Dois anos depois, publicamos uma carta de princípios para a Transparência e Prestação de Contas contendo diretrizes para a ação nesse sentido, o que incluiu uma lista de indicadores básicos e avançados a serem monitorados pelas próprias organizações para conhecer seu nível de transparência.
Além disso, publicações sobre o tema foram produzidas ou traduzidas, entre elas o número “Abertura: desmistificando a transparência dos investidores sociais” da série Grantcraft, do Candid (EUA), que é um dos materiais mais acessados na biblioteca do GIFE, a Sinapse.

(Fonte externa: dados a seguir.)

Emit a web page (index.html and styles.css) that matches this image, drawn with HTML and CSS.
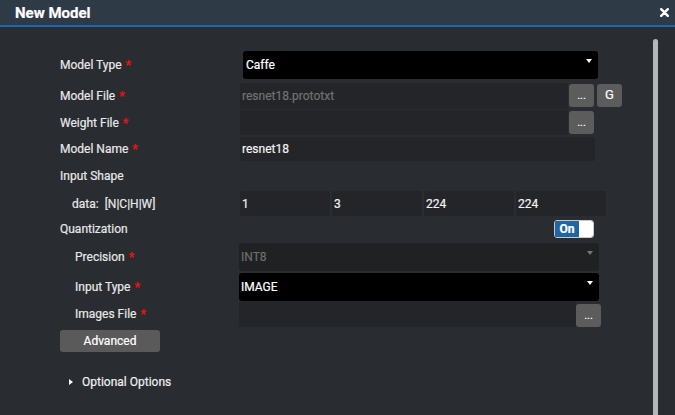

A tradução deste material foi acompanhada por uma série de ações de comunicação e de um debate entre os associados e atores-chave.
Também estivemos envolvidos no lançamento do setorial para ONGs do relatório G4 do GRI (Global Reporting Initiative) — uma iniciativa que tem ganhado espaço entre empresas que buscam um relatório completo sobre suas ações em sustentabilidade — um instrumento para as que as organizações da sociedade civil também possam avaliar sua estrutura e suas ações.
Em março de 2015 realizamos, um debate online explorando temas como: (i) como as instituições privadas com fins públicos ainda se veem e são vistas como isentas da necessidade de prestação de contas quando comparadas aos órgão públicos; (ii) como a transparência é muito disseminada quando se trata de sucessos e muito pouco trabalhada no momento de revelar fracassos das organizações; e (iii) como é necessário alargar e qualificar o conceito de transparência indo além da publicação de relatórios contábeis.
Do ponto de vista de pesquisa, a realização do Censo GIFE, a cada dois anos, também tem sido uma atividade central para produção de conhecimento sobre o campo e sobre de que forma os fundos, institutos e fundações têm se comunicado com a sociedade por meio da divulgação dos seus dados. Além dessas informações, o Censo GIFE 2014 trouxe também um artigo específico sobre a relação entre transparência e comunicação no investimento social privado.
Nossas ações nesse campo buscam, assim, aproximar a teoria da prática disseminando o valor da transparência entre fundos, institutos e fundações que atuam com investimento social privado.